A new appreciation for Westerns

Yesterday, my husband and I watched the newer version of 3:10 to Yuma. Although we watched the movie purely for entertainment, I couldn't help but notice the conventions of the western within the movie. The one that stood out the most was that the good guys were wearing white hats while the bad guys were wearing black hats. Although there were a number of gunfights throughout the movie, the showdown at the end was very exciting. After the good guy (Christian Bale) was killed in the showdown, I half-expected the bad guy (Russell Crowe) to take the good guy's son home and settle down with the good guy's wife. The audience was able to connect with the bad guy because he wasn't all bad. Although he was an outlaw, he respected the good guy and ended up doing a good thing in the end (he killed the rest of his gang and got on the train for prison). Alhtough, the bad guy didn't turn completely good. After he stepped on the train, he whistled for his horse so that he could escape from prison again.

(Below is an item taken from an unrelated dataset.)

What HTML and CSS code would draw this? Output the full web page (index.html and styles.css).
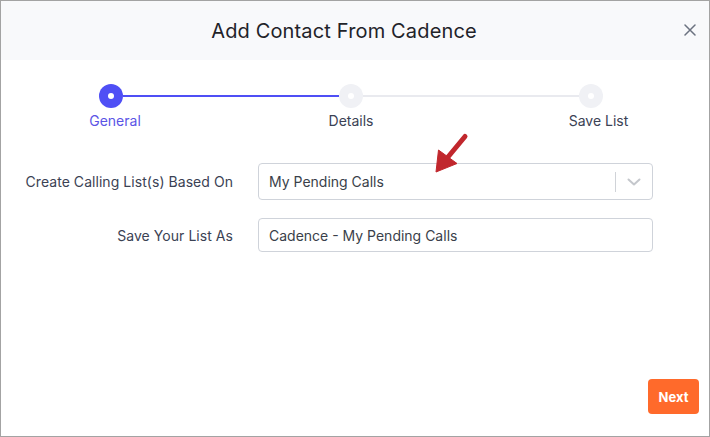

I also started comparing Christian Bales' character, Dan, to John Grady Cole. Dan volunteered to take an outlaw to the train that would take the outlaw to prison. In the end, he had to make a decision on whether or not to go through with it even after everyone else abandoned him and he was outnumbered. However, Dan chose to continue on his mission and do the right thing. Just as John Grady lived his life by a code, Dan tried living his life by the code. Both men strove to do the right and honorable thing. It was this determination to do what was thought to be right (even if it was foolish) was why the bad guy came to respect Dan.

1 comment:

  1. You know, I was never a fan of westerns when I was younger. I liked the Wild Bunch, and I liked Rio Bravo, but I always thought John Wayne was a caricature and I never understood what people saw in the Sergio Leone movies. I think as I got a little more critically sophisticated I started to see conventions as existing like grammar in language. Understanding the conventions made the films more satisfying in the same ways that grammar makes everything possible within language. That is to say that once there's a theme, then there can be variation. This has made me more appreciative of westerns--I wouldn't call myself a fan, yet. Unforgiven floored me--it was the first movie I'd seen in a long time that I was willing to watch on consecutive nights.